→ **Items**
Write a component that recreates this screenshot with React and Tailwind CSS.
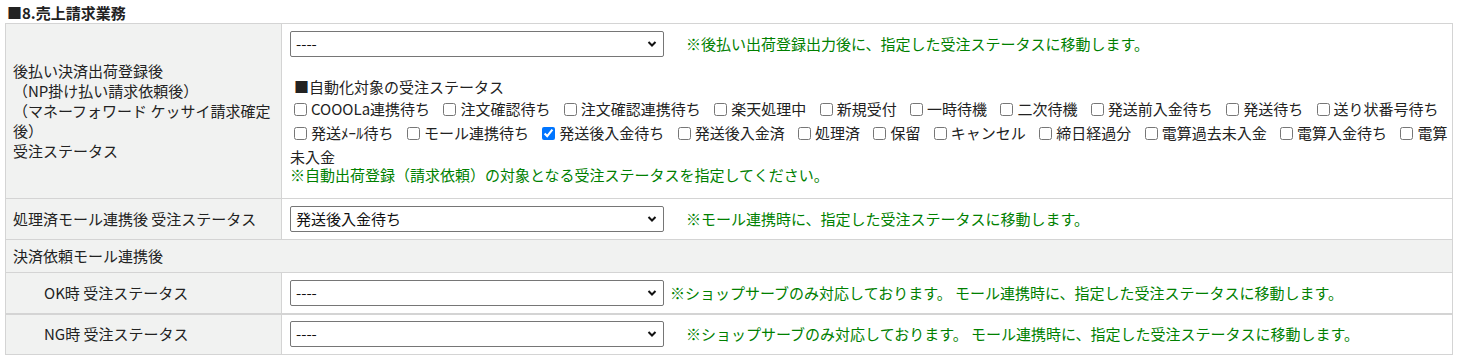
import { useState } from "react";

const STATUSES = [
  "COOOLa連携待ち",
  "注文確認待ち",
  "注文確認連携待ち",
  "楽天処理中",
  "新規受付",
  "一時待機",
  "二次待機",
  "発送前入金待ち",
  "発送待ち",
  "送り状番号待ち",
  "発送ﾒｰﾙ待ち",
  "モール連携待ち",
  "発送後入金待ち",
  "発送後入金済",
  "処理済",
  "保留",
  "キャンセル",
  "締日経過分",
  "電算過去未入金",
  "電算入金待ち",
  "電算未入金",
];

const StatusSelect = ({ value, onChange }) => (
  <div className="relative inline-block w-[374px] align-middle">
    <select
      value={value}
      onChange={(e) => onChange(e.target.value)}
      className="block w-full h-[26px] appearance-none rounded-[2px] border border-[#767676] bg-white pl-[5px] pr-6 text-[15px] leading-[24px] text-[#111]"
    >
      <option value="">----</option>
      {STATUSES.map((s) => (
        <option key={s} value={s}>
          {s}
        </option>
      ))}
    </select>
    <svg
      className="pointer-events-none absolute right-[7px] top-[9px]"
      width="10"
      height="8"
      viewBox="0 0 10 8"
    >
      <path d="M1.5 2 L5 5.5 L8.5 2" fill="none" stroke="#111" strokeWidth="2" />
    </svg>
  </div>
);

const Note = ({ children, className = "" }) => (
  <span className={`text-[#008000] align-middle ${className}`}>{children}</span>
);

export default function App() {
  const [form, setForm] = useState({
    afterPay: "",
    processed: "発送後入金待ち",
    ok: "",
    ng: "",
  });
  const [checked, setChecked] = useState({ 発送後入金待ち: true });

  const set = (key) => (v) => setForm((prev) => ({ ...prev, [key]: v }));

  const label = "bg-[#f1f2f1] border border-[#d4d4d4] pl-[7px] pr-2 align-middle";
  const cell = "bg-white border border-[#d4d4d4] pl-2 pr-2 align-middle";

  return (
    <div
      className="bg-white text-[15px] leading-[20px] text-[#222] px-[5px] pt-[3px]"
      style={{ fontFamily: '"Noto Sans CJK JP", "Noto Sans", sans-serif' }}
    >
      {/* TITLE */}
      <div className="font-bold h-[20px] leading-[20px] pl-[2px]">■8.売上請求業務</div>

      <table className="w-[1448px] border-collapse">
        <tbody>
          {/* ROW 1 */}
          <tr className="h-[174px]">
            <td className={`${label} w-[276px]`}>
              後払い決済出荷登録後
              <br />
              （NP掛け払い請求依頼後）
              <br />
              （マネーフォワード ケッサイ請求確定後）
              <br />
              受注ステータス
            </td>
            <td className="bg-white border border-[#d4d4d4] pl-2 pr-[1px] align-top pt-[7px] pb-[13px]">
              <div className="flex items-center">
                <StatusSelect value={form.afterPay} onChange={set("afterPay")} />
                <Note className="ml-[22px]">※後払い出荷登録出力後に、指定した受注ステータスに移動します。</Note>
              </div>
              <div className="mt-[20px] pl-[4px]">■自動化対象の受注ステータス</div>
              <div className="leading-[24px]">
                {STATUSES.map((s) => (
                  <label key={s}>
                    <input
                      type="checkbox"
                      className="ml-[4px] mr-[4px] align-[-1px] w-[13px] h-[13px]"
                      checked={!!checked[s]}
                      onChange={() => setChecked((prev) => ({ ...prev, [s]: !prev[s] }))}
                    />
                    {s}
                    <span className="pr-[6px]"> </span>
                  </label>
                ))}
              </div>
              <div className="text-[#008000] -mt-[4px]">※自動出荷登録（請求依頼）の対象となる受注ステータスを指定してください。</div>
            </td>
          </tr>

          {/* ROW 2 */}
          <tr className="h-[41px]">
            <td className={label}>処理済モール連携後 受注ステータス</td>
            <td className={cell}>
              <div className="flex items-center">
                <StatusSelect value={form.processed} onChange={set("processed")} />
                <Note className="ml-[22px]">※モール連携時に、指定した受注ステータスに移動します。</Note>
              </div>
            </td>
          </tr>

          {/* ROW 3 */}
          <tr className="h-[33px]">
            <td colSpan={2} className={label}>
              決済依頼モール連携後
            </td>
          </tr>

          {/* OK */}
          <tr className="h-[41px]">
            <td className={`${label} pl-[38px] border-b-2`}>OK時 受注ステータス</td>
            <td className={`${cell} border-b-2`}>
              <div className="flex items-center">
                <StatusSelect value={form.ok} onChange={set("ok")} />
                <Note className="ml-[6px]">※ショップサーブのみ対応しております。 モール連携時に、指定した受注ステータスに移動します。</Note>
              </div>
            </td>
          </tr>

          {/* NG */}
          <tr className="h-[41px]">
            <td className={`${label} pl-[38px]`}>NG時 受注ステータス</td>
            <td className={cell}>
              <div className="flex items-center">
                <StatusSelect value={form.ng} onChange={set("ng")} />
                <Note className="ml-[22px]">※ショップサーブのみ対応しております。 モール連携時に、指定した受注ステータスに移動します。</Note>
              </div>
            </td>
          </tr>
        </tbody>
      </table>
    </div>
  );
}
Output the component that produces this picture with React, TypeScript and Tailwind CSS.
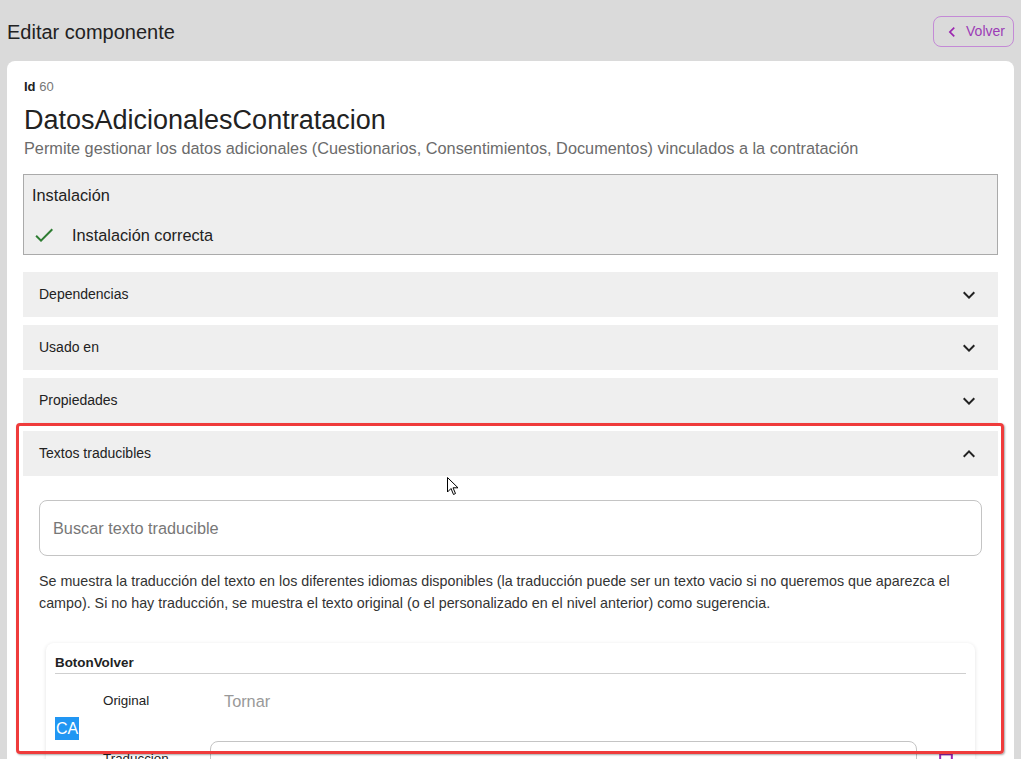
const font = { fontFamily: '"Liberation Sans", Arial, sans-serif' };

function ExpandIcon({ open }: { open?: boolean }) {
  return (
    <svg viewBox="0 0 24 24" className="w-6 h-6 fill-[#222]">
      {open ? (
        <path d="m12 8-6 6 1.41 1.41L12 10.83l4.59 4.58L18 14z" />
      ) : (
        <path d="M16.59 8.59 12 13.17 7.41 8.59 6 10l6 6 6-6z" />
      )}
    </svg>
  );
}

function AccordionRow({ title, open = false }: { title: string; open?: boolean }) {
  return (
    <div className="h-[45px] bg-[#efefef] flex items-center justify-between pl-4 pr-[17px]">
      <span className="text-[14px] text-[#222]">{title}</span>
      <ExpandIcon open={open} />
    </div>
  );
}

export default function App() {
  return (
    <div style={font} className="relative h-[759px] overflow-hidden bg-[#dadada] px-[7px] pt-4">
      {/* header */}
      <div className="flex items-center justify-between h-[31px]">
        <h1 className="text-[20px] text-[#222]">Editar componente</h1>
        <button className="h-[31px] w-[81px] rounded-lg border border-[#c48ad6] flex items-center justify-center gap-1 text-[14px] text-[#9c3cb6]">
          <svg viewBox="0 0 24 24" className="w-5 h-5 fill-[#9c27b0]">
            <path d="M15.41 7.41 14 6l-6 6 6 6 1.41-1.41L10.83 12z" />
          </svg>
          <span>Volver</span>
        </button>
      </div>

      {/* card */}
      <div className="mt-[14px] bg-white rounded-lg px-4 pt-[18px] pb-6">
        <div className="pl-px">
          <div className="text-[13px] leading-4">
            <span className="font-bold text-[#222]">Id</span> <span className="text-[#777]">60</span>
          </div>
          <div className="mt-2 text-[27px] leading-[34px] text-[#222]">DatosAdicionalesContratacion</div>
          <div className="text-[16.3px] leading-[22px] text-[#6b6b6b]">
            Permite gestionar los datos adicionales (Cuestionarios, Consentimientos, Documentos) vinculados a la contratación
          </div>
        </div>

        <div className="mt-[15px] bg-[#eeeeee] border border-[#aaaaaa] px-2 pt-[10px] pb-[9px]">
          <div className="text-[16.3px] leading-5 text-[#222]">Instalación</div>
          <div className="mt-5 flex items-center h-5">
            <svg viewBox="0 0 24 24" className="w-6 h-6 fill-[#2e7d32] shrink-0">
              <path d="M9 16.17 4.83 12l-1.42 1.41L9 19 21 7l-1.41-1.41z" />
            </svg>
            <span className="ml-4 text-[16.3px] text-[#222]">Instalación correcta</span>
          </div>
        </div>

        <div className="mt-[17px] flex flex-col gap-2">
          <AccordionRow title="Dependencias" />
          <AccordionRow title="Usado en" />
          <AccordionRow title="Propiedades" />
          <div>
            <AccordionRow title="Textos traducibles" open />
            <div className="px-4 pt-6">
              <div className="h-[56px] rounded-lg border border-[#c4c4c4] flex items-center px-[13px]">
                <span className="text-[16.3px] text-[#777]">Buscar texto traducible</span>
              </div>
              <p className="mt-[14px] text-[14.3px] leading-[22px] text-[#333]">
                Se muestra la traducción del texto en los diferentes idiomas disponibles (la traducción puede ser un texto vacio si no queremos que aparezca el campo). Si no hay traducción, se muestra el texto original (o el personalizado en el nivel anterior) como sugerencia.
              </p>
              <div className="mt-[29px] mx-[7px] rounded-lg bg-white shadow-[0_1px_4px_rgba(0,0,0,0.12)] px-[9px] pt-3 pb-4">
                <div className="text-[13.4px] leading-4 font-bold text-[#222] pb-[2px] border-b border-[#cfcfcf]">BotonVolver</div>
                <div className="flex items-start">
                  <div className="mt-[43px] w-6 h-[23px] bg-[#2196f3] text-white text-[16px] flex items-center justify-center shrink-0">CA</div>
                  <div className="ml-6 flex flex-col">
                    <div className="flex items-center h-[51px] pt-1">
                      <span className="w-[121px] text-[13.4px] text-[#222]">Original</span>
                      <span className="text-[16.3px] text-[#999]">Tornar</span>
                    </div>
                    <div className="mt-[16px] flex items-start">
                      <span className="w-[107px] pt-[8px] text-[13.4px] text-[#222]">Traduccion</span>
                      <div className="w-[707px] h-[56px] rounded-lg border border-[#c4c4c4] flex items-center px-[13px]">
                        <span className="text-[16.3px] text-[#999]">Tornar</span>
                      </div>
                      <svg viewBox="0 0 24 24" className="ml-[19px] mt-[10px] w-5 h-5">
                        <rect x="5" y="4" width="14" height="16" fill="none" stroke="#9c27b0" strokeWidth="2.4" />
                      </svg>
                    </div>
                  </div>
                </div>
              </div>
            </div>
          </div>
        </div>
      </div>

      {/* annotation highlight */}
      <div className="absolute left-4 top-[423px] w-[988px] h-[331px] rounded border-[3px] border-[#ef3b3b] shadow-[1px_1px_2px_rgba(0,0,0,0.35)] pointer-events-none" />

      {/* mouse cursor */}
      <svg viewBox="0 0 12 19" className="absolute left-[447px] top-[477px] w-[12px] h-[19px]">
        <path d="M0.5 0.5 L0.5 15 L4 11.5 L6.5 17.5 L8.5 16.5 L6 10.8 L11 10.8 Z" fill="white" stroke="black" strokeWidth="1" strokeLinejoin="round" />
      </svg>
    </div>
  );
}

→ **Written problem**
Scan the entries above for the word "Tailwind" and collect each line holding it.

→ **Solution to this exercise**
Write a component that recreates this screenshot with React and Tailwind CSS.
Output the component that produces this picture with React, TypeScript and Tailwind CSS.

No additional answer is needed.